Task directions: Leaving out the pictures, retype the lines from the beginning of the listing through the line containing "import React from".

Supplied data:
▼▼▼

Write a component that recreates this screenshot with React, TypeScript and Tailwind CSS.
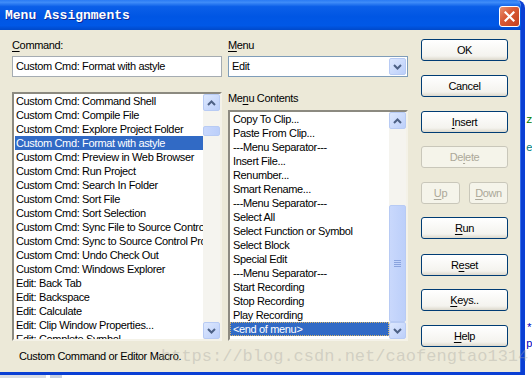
import React from "react";

const leftItems = [
  "Custom Cmd: Command Shell",
  "Custom Cmd: Compile File",
  "Custom Cmd: Explore Project Folder",
  "Custom Cmd: Format with astyle",
  "Custom Cmd: Preview in Web Browser",
  "Custom Cmd: Run Project",
  "Custom Cmd: Search In Folder",
  "Custom Cmd: Sort File",
  "Custom Cmd: Sort Selection",
  "Custom Cmd: Sync File to Source Control",
  "Custom Cmd: Sync to Source Control Project",
  "Custom Cmd: Undo Check Out",
  "Custom Cmd: Windows Explorer",
  "Edit: Back Tab",
  "Edit: Backspace",
  "Edit: Calculate",
  "Edit: Clip Window Properties...",
  "Edit: Complete Symbol",
];

const rightItems = [
  "Copy To Clip...",
  "Paste From Clip...",
  "---Menu Separator---",
  "Insert File...",
  "Renumber...",
  "Smart Rename...",
  "---Menu Separator---",
  "Select All",
  "Select Function or Symbol",
  "Select Block",
  "Special Edit",
  "---Menu Separator---",
  "Start Recording",
  "Stop Recording",
  "Play Recording",
  "<end of menu>",
];

function U({ children }: { children: React.ReactNode }) {
  return <span className="underline decoration-1 underline-offset-[2px]">{children}</span>;
}

function Chevron({ dir }: { dir: "up" | "down" }) {
  return (
    <svg width="9" height="6" viewBox="0 0 9 6">
      {dir === "up" ? (
        <path d="M1 5 L4.5 1.5 L8 5" fill="none" stroke="#4d6185" strokeWidth="2" />
      ) : (
        <path d="M1 1 L4.5 4.5 L8 1" fill="none" stroke="#4d6185" strokeWidth="2" />
      )}
    </svg>
  );
}

function ArrowBtn({ dir }: { dir: "up" | "down" }) {
  return (
    <div className="w-[17px] h-[17px] shrink-0 rounded-[2px] border border-[#b8cbf4] bg-[linear-gradient(to_bottom_right,#dde8fe,#bccffa)] flex items-center justify-center">
      <Chevron dir={dir} />
    </div>
  );
}

function Thumb({ h, grip }: { h: number; grip?: boolean }) {
  return (
    <div
      className="w-[17px] shrink-0 rounded-[2px] border border-[#b8cbf4] bg-[linear-gradient(to_right,#c9d8fc,#bccffa)] flex flex-col items-center justify-center gap-[1px]"
      style={{ height: h }}
    >
      {grip && (
        <>
          <div className="w-[7px] h-[1px] bg-[#8aa3de]" />
          <div className="w-[7px] h-[1px] bg-[#8aa3de]" />
          <div className="w-[7px] h-[1px] bg-[#8aa3de]" />
          <div className="w-[7px] h-[1px] bg-[#8aa3de]" />
        </>
      )}
    </div>
  );
}

function Btn({
  children,
  disabled,
  className = "",
}: {
  children: React.ReactNode;
  disabled?: boolean;
  className?: string;
}) {
  return (
    <div
      className={`h-[22px] flex items-center justify-center rounded-[3px] border ${
        disabled
          ? "border-[#c9c7ba] text-[#aca899] bg-[#f5f4ea]"
          : "border-[#003c74] text-black bg-[linear-gradient(to_bottom,#ffffff,#f4f3ee_80%,#dcd8cc)]"
      } ${className}`}
    >
      {children}
    </div>
  );
}

export default function App() {
  const ui = "font-['Liberation_Sans',Arial,sans-serif] text-[11px] tracking-[-0.35px]";
  return (
    <div className={`relative w-[532px] h-[378px] overflow-hidden bg-white ${ui}`}>
      <div className="flex flex-col h-full">
        <div className="flex flex-1 min-h-0">
          {/* Dialog */}
          <div className="w-[525px] flex flex-col border-r-[4px] border-b-[3px] border-[#0a3fd4] rounded-tr-[8px] overflow-hidden">
            {/* Title bar */}
            <div className="h-[30px] shrink-0 flex items-center justify-between pl-[5px] pr-[1px] bg-[linear-gradient(to_bottom,#2a7bf4_0%,#3f8cf8_8%,#0b5fe8_22%,#0056e4_55%,#0058e7_85%,#0049ca_100%)]">
              <span className="font-['Liberation_Mono',monospace] font-bold text-[13px] tracking-[0px] text-white [text-shadow:1px_1px_0_#0a2a9a] mt-[1px]">
                Menu Assignments
              </span>
              <div className="w-[21px] h-[21px] mt-[3px] rounded-[3px] border border-white bg-[linear-gradient(to_bottom_right,#e9906f,#d95b37_40%,#c3401d)] flex items-center justify-center">
                <svg width="11" height="11" viewBox="0 0 11 11">
                  <path d="M1.5 1.5 L9.5 9.5 M9.5 1.5 L1.5 9.5" stroke="white" strokeWidth="2.2" strokeLinecap="square" />
                </svg>
              </div>
            </div>
            {/* Client */}
            <div className="flex-1 bg-[#ece9d8] flex pl-[12px] pt-[9px] border-r border-[#3a6fe8]">
              {/* Column 1 */}
              <div className="w-[210px] flex flex-col">
                <div className="h-[13px] leading-[13px]">
                  <U>C</U>ommand:
                </div>
                <div className="mt-[4px] h-[21px] bg-white border border-[#a5acb2] flex items-center pl-[3px]">
                  Custom Cmd: Format with astyle
                </div>
                <div className="mt-[15px] h-[249px] bg-white border-2 border-t-[#8c8a80] border-l-[#8c8a80] border-r-[#f4f2e8] border-b-[#f4f2e8] flex overflow-hidden">
                  <div className="flex-1 min-w-0 pl-[1px] overflow-hidden">
                    {leftItems.map((t, i) => (
                      <div
                        key={i}
                        className={`h-[14px] leading-[14px] pl-[1px] whitespace-nowrap overflow-hidden ${
                          i === 3 ? "bg-[#316ac5] text-white" : "text-black"
                        }`}
                      >
                        {t}
                      </div>
                    ))}
                  </div>
                  <div className="w-[17px] shrink-0 bg-[#f5f4ef] flex flex-col">
                    <ArrowBtn dir="up" />
                    <div className="h-[15px]" />
                    <Thumb h={10} />
                    <div className="flex-1" />
                    <ArrowBtn dir="down" />
                  </div>
                </div>
                <div className="mt-[9px] pl-[7px] h-[13px] leading-[13px]">Custom Command or Editor Macro.</div>
              </div>
              {/* Column 2 */}
              <div className="w-[180px] ml-[6px] flex flex-col">
                <div className="h-[13px] leading-[13px]">
                  <U>M</U>enu
                </div>
                <div className="mt-[4px] h-[21px] bg-white border border-[#7f9db9] flex items-center justify-between pl-[3px] pr-[1px]">
                  <span>Edit</span>
                  <div className="w-[17px] h-[17px] rounded-[2px] border border-[#b8cbf4] bg-[linear-gradient(to_bottom_right,#dde8fe,#bccffa)] flex items-center justify-center">
                    <Chevron dir="down" />
                  </div>
                </div>
                <div className="mt-[15px] h-[13px] leading-[13px]">
                  Me<U>n</U>u Contents
                </div>
                <div className="mt-[5px] h-[231px] bg-white border-2 border-t-[#8c8a80] border-l-[#8c8a80] border-r-[#f4f2e8] border-b-[#f4f2e8] flex overflow-hidden">
                  <div className="flex-1 min-w-0 overflow-hidden">
                    {rightItems.map((t, i) => (
                      <div
                        key={i}
                        className={`h-[14px] leading-[12px] pl-[2px] whitespace-nowrap overflow-hidden border ${
                          i === 15
                            ? "bg-[#316ac5] text-white border-dotted border-[#d7b56a]"
                            : "text-black border-transparent"
                        }`}
                      >
                        {t}
                      </div>
                    ))}
                  </div>
                  <div className="w-[17px] shrink-0 bg-[#f5f4ef] flex flex-col">
                    <ArrowBtn dir="up" />
                    <div className="flex-1" />
                    <Thumb h={117} grip />
                    <ArrowBtn dir="down" />
                  </div>
                </div>
              </div>
              {/* Column 3 */}
              <div className="w-[87px] ml-[13px] flex flex-col">
                <Btn className="mt-[0px]">OK</Btn>
                <Btn className="mt-[14px]">Cancel</Btn>
                <Btn className="mt-[14px]">
                  <U>I</U>nsert
                </Btn>
                <Btn className="mt-[13px]" disabled>
                  De<U>l</U>ete
                </Btn>
                <div className="mt-[14px] flex justify-between">
                  <Btn className="w-[39px]" disabled>
                    <U>U</U>p
                  </Btn>
                  <Btn className="w-[39px]" disabled>
                    <U>D</U>own
                  </Btn>
                </div>
                <Btn className="mt-[13px]">
                  <U>R</U>un
                </Btn>
                <Btn className="mt-[15px]">
                  R<U>e</U>set
                </Btn>
                <Btn className="mt-[13px]">
                  <U>K</U>eys..
                </Btn>
                <Btn className="mt-[14px]">
                  <U>H</U>elp
                </Btn>
              </div>
            </div>
          </div>
          {/* Right background strip */}
          <div className="flex-1 bg-white relative font-['Liberation_Mono',monospace] text-[11px] tracking-[0px]">
            <div className="absolute left-[1px] top-[112px] text-[#008000]">ze</div>
            <div className="absolute left-[1px] top-[140px] text-[#008080]">e</div>
            <div className="absolute left-[1px] top-[320px] text-[#0000c0]">**</div>
            <div className="absolute left-[1px] top-[336px] text-[#0000c0]">pi</div>
          </div>
        </div>
        {/* Bottom background strip */}
        <div className="h-[3px] flex bg-white">
          <div className="w-[46px] bg-[#d8dce4]" />
          <div className="w-[4px] bg-white" />
          <div className="w-[12px] bg-[#c8d0e0]" />
        </div>
      </div>
      {/* Watermark */}
      <div className="absolute left-[161px] top-[344px] font-['Liberation_Mono',monospace] text-[17px] tracking-[0px] text-[#a8a8a0]/40 whitespace-nowrap pointer-events-none">
        https://blog.csdn.net/caofengtao1314
      </div>
    </div>
  );
}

▲▲▲

Solution for this problem:
Write a component that recreates this screenshot with React, TypeScript and Tailwind CSS.
import React from "react";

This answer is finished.